| Given information |
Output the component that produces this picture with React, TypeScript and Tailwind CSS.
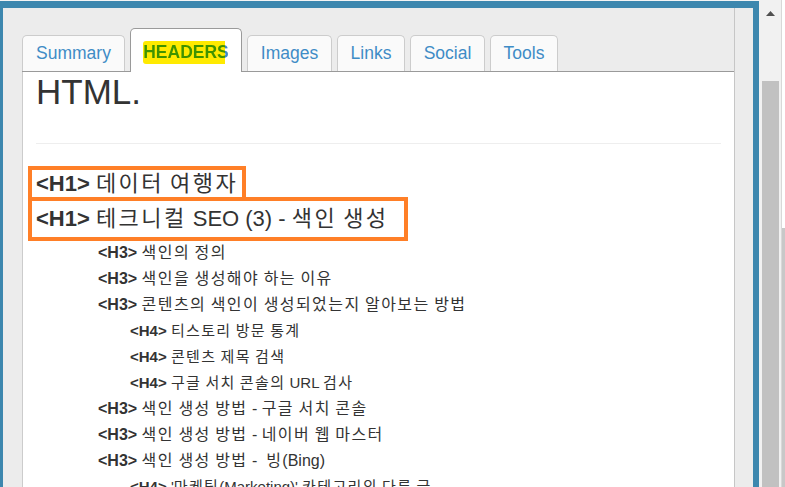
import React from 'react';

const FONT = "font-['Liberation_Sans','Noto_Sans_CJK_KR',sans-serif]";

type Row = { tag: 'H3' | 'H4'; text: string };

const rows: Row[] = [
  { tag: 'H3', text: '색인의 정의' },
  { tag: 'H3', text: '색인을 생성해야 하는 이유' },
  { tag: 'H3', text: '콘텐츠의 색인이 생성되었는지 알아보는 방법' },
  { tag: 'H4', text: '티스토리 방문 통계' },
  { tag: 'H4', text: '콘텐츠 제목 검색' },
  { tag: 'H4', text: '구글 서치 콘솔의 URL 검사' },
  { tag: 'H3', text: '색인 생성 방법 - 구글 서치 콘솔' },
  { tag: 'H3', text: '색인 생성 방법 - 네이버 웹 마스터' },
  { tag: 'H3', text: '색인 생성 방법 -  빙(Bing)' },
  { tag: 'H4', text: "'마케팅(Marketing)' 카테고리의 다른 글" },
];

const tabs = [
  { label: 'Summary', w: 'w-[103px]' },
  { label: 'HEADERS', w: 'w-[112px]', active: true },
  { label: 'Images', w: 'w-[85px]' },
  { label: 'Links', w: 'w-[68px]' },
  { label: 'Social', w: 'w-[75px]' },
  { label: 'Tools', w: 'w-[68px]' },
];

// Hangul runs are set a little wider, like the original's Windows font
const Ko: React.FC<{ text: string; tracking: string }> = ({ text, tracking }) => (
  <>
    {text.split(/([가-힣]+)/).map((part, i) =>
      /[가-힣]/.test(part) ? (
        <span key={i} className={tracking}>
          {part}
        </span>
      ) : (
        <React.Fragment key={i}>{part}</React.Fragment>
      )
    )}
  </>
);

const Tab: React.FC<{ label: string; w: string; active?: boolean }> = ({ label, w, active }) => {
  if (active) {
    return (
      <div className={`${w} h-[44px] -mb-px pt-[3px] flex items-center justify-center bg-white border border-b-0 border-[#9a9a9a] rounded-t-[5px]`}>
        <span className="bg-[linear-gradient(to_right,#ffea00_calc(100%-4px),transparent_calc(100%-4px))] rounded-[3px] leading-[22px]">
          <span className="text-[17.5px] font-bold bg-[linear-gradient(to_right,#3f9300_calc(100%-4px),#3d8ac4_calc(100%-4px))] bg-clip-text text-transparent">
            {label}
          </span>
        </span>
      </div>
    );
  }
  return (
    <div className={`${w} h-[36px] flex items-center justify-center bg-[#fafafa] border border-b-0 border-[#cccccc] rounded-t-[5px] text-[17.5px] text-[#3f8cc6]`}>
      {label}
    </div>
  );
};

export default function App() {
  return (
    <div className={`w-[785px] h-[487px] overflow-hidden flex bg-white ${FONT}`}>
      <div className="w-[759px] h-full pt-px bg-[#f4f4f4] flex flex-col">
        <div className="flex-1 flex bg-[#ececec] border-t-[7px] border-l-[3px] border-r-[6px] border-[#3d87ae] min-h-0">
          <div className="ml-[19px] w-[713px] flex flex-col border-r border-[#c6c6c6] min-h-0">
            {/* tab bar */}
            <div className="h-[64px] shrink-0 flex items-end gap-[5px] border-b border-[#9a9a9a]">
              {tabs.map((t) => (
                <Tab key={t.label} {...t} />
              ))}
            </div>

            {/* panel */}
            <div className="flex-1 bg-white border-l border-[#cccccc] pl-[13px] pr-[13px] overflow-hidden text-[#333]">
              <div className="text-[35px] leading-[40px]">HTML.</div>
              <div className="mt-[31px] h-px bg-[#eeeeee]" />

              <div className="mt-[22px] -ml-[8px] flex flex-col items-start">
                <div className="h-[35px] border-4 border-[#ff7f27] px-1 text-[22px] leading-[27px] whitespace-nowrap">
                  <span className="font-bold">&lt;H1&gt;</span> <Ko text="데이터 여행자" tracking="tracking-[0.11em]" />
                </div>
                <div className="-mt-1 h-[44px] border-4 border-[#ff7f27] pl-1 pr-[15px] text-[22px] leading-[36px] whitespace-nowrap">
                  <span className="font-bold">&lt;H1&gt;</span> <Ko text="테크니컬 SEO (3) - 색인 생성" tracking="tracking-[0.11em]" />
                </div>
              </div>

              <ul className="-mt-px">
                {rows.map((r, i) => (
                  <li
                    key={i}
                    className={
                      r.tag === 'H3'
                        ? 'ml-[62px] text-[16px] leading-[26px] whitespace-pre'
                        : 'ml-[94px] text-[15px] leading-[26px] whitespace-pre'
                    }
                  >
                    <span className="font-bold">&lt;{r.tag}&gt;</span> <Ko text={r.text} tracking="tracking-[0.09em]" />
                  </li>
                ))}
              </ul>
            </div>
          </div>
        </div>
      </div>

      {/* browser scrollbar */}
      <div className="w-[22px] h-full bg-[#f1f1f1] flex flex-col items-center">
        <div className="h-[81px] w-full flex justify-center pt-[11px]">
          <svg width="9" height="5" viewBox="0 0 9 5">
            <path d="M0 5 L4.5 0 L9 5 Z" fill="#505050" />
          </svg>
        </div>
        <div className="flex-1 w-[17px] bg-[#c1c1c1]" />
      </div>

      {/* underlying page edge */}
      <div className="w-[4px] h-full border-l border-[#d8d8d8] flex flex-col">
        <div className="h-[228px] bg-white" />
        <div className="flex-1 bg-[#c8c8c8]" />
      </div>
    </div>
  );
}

| Work required |
Give back every line exactly as it stands, pictures excluded.

| Problem solution |
Output the component that produces this picture with React, TypeScript and Tailwind CSS.
import React from 'react';

const FONT = "font-['Liberation_Sans','Noto_Sans_CJK_KR',sans-serif]";

type Row = { tag: 'H3' | 'H4'; text: string };

const rows: Row[] = [
  { tag: 'H3', text: '색인의 정의' },
  { tag: 'H3', text: '색인을 생성해야 하는 이유' },
  { tag: 'H3', text: '콘텐츠의 색인이 생성되었는지 알아보는 방법' },
  { tag: 'H4', text: '티스토리 방문 통계' },
  { tag: 'H4', text: '콘텐츠 제목 검색' },
  { tag: 'H4', text: '구글 서치 콘솔의 URL 검사' },
  { tag: 'H3', text: '색인 생성 방법 - 구글 서치 콘솔' },
  { tag: 'H3', text: '색인 생성 방법 - 네이버 웹 마스터' },
  { tag: 'H3', text: '색인 생성 방법 -  빙(Bing)' },
  { tag: 'H4', text: "'마케팅(Marketing)' 카테고리의 다른 글" },
];

const tabs = [
  { label: 'Summary', w: 'w-[103px]' },
  { label: 'HEADERS', w: 'w-[112px]', active: true },
  { label: 'Images', w: 'w-[85px]' },
  { label: 'Links', w: 'w-[68px]' },
  { label: 'Social', w: 'w-[75px]' },
  { label: 'Tools', w: 'w-[68px]' },
];

// Hangul runs are set a little wider, like the original's Windows font
const Ko: React.FC<{ text: string; tracking: string }> = ({ text, tracking }) => (
  <>
    {text.split(/([가-힣]+)/).map((part, i) =>
      /[가-힣]/.test(part) ? (
        <span key={i} className={tracking}>
          {part}
        </span>
      ) : (
        <React.Fragment key={i}>{part}</React.Fragment>
      )
    )}
  </>
);

const Tab: React.FC<{ label: string; w: string; active?: boolean }> = ({ label, w, active }) => {
  if (active) {
    return (
      <div className={`${w} h-[44px] -mb-px pt-[3px] flex items-center justify-center bg-white border border-b-0 border-[#9a9a9a] rounded-t-[5px]`}>
        <span className="bg-[linear-gradient(to_right,#ffea00_calc(100%-4px),transparent_calc(100%-4px))] rounded-[3px] leading-[22px]">
          <span className="text-[17.5px] font-bold bg-[linear-gradient(to_right,#3f9300_calc(100%-4px),#3d8ac4_calc(100%-4px))] bg-clip-text text-transparent">
            {label}
          </span>
        </span>
      </div>
    );
  }
  return (
    <div className={`${w} h-[36px] flex items-center justify-center bg-[#fafafa] border border-b-0 border-[#cccccc] rounded-t-[5px] text-[17.5px] text-[#3f8cc6]`}>
      {label}
    </div>
  );
};

export default function App() {
  return (
    <div className={`w-[785px] h-[487px] overflow-hidden flex bg-white ${FONT}`}>
      <div className="w-[759px] h-full pt-px bg-[#f4f4f4] flex flex-col">
        <div className="flex-1 flex bg-[#ececec] border-t-[7px] border-l-[3px] border-r-[6px] border-[#3d87ae] min-h-0">
          <div className="ml-[19px] w-[713px] flex flex-col border-r border-[#c6c6c6] min-h-0">
            {/* tab bar */}
            <div className="h-[64px] shrink-0 flex items-end gap-[5px] border-b border-[#9a9a9a]">
              {tabs.map((t) => (
                <Tab key={t.label} {...t} />
              ))}
            </div>

            {/* panel */}
            <div className="flex-1 bg-white border-l border-[#cccccc] pl-[13px] pr-[13px] overflow-hidden text-[#333]">
              <div className="text-[35px] leading-[40px]">HTML.</div>
              <div className="mt-[31px] h-px bg-[#eeeeee]" />

              <div className="mt-[22px] -ml-[8px] flex flex-col items-start">
                <div className="h-[35px] border-4 border-[#ff7f27] px-1 text-[22px] leading-[27px] whitespace-nowrap">
                  <span className="font-bold">&lt;H1&gt;</span> <Ko text="데이터 여행자" tracking="tracking-[0.11em]" />
                </div>
                <div className="-mt-1 h-[44px] border-4 border-[#ff7f27] pl-1 pr-[15px] text-[22px] leading-[36px] whitespace-nowrap">
                  <span className="font-bold">&lt;H1&gt;</span> <Ko text="테크니컬 SEO (3) - 색인 생성" tracking="tracking-[0.11em]" />
                </div>
              </div>

              <ul className="-mt-px">
                {rows.map((r, i) => (
                  <li
                    key={i}
                    className={
                      r.tag === 'H3'
                        ? 'ml-[62px] text-[16px] leading-[26px] whitespace-pre'
                        : 'ml-[94px] text-[15px] leading-[26px] whitespace-pre'
                    }
                  >
                    <span className="font-bold">&lt;{r.tag}&gt;</span> <Ko text={r.text} tracking="tracking-[0.09em]" />
                  </li>
                ))}
              </ul>
            </div>
          </div>
        </div>
      </div>

      {/* browser scrollbar */}
      <div className="w-[22px] h-full bg-[#f1f1f1] flex flex-col items-center">
        <div className="h-[81px] w-full flex justify-center pt-[11px]">
          <svg width="9" height="5" viewBox="0 0 9 5">
            <path d="M0 5 L4.5 0 L9 5 Z" fill="#505050" />
          </svg>
        </div>
        <div className="flex-1 w-[17px] bg-[#c1c1c1]" />
      </div>

      {/* underlying page edge */}
      <div className="w-[4px] h-full border-l border-[#d8d8d8] flex flex-col">
        <div className="h-[228px] bg-white" />
        <div className="flex-1 bg-[#c8c8c8]" />
      </div>
    </div>
  );
}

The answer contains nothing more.